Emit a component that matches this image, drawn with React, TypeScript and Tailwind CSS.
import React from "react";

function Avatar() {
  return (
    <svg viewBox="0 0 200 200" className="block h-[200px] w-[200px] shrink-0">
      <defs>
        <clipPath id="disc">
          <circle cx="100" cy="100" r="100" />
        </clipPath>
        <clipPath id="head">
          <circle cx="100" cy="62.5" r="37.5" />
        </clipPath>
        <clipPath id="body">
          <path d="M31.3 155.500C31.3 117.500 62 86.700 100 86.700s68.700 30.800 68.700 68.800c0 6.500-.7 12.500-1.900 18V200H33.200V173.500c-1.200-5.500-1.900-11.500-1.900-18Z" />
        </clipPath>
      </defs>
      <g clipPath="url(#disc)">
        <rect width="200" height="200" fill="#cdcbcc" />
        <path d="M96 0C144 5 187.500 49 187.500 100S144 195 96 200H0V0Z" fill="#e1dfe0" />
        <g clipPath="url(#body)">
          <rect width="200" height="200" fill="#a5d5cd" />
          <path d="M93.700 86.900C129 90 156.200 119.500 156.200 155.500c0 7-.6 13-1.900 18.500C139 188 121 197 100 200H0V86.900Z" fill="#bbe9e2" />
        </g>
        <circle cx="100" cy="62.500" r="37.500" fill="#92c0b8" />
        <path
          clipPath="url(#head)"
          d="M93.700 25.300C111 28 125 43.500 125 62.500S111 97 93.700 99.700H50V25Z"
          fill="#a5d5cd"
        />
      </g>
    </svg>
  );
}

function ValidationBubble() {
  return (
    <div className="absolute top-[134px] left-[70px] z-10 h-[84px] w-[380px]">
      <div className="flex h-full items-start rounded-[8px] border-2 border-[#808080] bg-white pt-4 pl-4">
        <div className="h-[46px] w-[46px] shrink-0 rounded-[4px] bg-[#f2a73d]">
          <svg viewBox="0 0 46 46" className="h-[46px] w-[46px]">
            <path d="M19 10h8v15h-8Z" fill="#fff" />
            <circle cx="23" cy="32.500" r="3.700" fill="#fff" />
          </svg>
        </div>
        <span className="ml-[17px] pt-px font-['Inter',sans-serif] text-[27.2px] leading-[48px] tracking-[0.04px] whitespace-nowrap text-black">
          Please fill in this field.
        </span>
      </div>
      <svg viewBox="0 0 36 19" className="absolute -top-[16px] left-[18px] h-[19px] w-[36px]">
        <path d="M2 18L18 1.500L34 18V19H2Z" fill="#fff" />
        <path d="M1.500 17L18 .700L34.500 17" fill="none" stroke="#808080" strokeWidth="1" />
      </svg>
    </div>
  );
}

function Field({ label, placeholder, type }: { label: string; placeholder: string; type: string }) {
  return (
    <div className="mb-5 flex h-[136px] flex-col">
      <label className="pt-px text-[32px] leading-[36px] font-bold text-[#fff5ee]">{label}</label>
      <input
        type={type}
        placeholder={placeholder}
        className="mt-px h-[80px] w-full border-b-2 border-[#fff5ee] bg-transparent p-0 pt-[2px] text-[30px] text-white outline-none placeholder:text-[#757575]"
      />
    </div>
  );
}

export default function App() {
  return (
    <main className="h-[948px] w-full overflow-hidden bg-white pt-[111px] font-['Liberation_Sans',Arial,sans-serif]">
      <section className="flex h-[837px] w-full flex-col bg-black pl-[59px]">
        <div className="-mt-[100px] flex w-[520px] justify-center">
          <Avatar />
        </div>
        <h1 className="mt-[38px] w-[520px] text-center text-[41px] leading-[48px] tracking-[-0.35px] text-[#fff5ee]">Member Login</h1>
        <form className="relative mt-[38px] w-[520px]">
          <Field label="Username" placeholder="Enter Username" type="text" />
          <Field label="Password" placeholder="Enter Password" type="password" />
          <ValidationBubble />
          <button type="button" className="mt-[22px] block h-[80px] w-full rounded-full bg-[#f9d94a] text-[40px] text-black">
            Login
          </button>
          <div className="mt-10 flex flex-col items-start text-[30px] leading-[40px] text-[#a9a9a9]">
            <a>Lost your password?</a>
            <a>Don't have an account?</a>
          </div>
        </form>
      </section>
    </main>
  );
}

┄┄┄┄┄┄┄┄┄┄

• _Work to complete_
From the opening line of the data above through the line that contains "import React from", please print each line as it stands and only those lines.

• _Result for this task_
Emit a component that matches this image, drawn with React, TypeScript and Tailwind CSS.
import React from "react";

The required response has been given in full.